Но если Одиссей самолично присутствовал на обеде, очевидно, его ретроспекции покоятся на какой-то фактической основе. Возможно, Достоевский и в самом деле был чем-то огорчён. Чем же?
На этот вопрос помогает ответить другой, гораздо более достоверный источник.
13 июня 1880 года, то есть всего через день после возвращения из Москвы в Старую Руссу, Достоевский отправляет следующее послание.
«Глубокоуважаемая Вера Николаевна, – пишет он. – Простите, что, уезжая из Москвы, не успел лично засвидетельствовать вам глубочайшее моё уважение и все те отрадные и прекрасные чувства, которые я ощутил в несколько минут нашего коротковременного, но незабвенного для меня, знакомства нашего»[748].
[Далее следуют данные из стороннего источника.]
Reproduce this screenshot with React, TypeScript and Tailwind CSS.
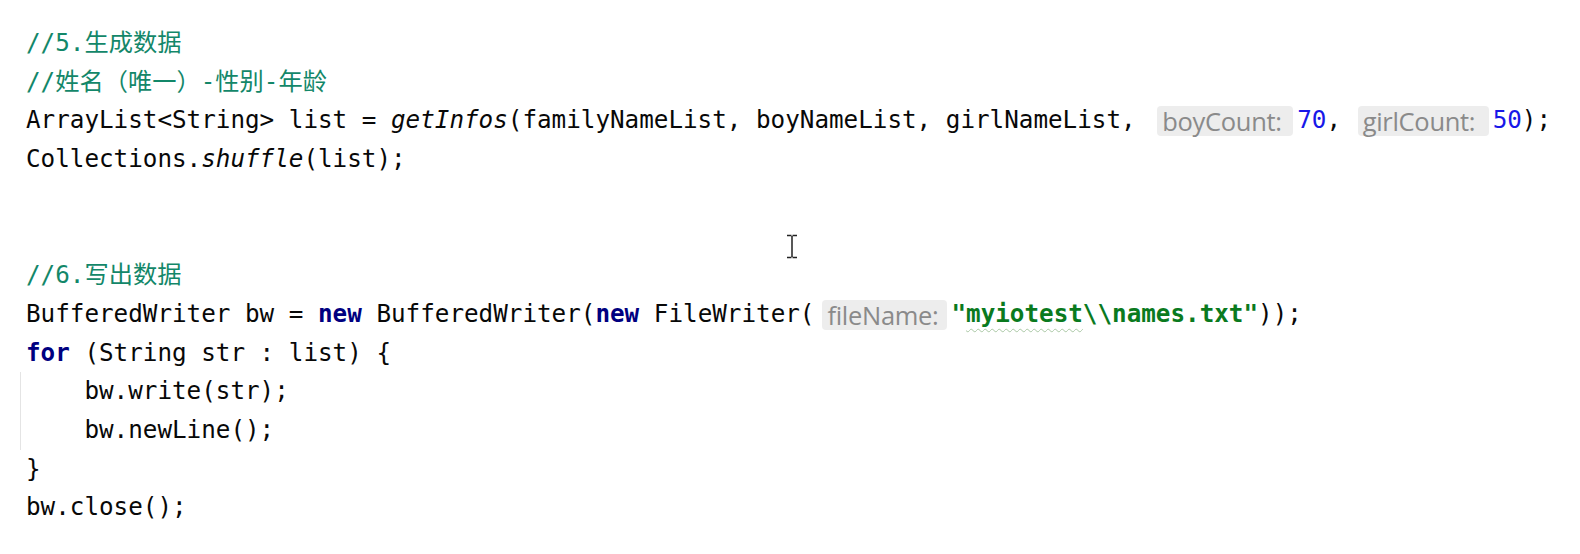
import React from "react"

const mono = { fontFamily: '"DejaVu Sans Mono", "Noto Sans CJK SC", monospace' }

function Hint({ label, w, ml, mr }: { label: string; w: string; ml: string; mr: string }) {
  return (
    <span
      className={`inline-block h-[30px] align-middle rounded-[4px] bg-[#ededed] pl-[5px] text-[25.5px] leading-[30px] tracking-[-0.3px] text-[#8a8a8a] ${w} ${ml} ${mr}`}
      style={{ fontFamily: '"Open Sans", "Noto Sans", sans-serif' }}
    >
      {label}
    </span>
  )
}

const Kw = ({ children }: { children: React.ReactNode }) => (
  <span className="font-bold text-[#000080]">{children}</span>
)
const Num = ({ children }: { children: React.ReactNode }) => (
  <span className="text-[#1818e8]">{children}</span>
)
const Cm = ({ children }: { children: React.ReactNode }) => (
  <span className="text-[#138769]">{children}</span>
)

export default function App() {
  return (
    <div className="relative h-[554px] w-[1580px] overflow-hidden bg-white">
      <div
        className="whitespace-pre pl-[26px] pt-[24px] text-[24.25px] leading-[38.7px] text-[#080808]"
        style={mono}
      >
        <div><Cm>//5.生成数据</Cm></div>
        <div><Cm>//姓名（唯一）-性别-年龄</Cm></div>
        <div>
          ArrayList&lt;String&gt; list = <i>getInfos</i>(familyNameList, boyNameList, girlNameList,{" "}
          <Hint label="boyCount:" w="w-[136px]" ml="ml-[7px]" mr="mr-[4px]" />
          <Num>70</Num>,{" "}
          <Hint label="girlCount:" w="w-[131px]" ml="ml-[2px]" mr="mr-[4px]" />
          <Num>50</Num>);
        </div>
        <div>Collections.<i>shuffle</i>(list);</div>
        <div>{" "}</div>
        <div>{" "}</div>
        <div><Cm>//6.写出数据</Cm></div>
        <div>
          BufferedWriter bw = <Kw>new</Kw> BufferedWriter(<Kw>new</Kw> FileWriter(
          <Hint label="fileName:" w="w-[125px]" ml="ml-[8px]" mr="mr-[4px]" />
          <span className="font-bold text-[#0a7a1e]">
            "
            <span className="underline decoration-wavy decoration-[#a9c7a4] decoration-1 underline-offset-[6px]">
              myiotest
            </span>
            \\names.txt"
          </span>
          ));
        </div>
        <div><Kw>for</Kw> (String str : list) {"{"}</div>
        <div className="-ml-[6px] border-l border-[#e4e4e4] pl-[5px]">
          <div>    bw.write(str);</div>
          <div>    bw.newLine();</div>
        </div>
        <div>{"}"}</div>
        <div>bw.close();</div>
      </div>

      {/* text cursor */}
      <svg className="absolute left-[785px] top-[234px]" width="14" height="25" viewBox="0 0 14 25">
        <path d="M2 1.5h4.5M7.5 1.5H12M7 2v21M2 23.5h4.5M7.5 23.5H12" stroke="#222" strokeWidth="1.5" fill="none" />
      </svg>
    </div>
  )
}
У него случались такие внезапные приливы. Впервые увиденный им человек (особенно женщина) мог чем-то поразить его воображение. Какая-то неуловимая черта могла глубоко запасть ему в душу – и он отзывался благодарностью, симпатией, приязнью.
Так произошло и ныне. Вера Николаевна – жена Павла Михайловича Третьякова, основателя Третьяковской галереи (по его заказу Перов написал в своё время знаменитый портрет). Она отметила в дневнике: «На обеде… познакомилась с Достоевским… который сразу как бы понял меня, сказав, что он верит мне, потому что у меня и лицо и глаза добрые, и всё то, что я ни говорила ему, всё ему было дорого слышать как от женщины».
Его поражает доброта. В своем письме он называет тридцатишестилетнюю В. Н. Третьякову «прекрасным существом».
Вера Николаевна продолжает: «Собирались мы сесть вместе за обедом, но, увидев, что я имела уже назначенного кавалера, Тургенева, он со злобою удалился и долго не мог угомониться от этой неудачи»[749].
Его можно понять. Только он ощутил прилив острого интереса к человеку, к женщине, которая среди окружавших его и не очень близких ему людей расположила его к себе с первого взгляда, только настроился на душевную беседу, как его соперник, вечный баловень судьбы, вновь заявил свое присутствие и лишил его этого невинного удовольствия.
Было отчего «со злобою» удалиться[750].
Уж не эту ли сцену имеет в виду таинственный Одиссей? В его памяти могло сохраниться заметное постороннему глазу неудовольствие Достоевского, которое теперь, через двадцать пять лет, объясняется как следствие необходимости сесть «ниже» Тургенева.
Между тем автор «Дыма» занимал свою соседку беседою вполне светскою. Замечательно, что, поместившаяся рядом с Тургеневым (и, следовательно, напротив Каткова), она ни словом не упоминает о знаменитом тургеневском жесте с бокалом: эти материи её, очевидно, не интересуют.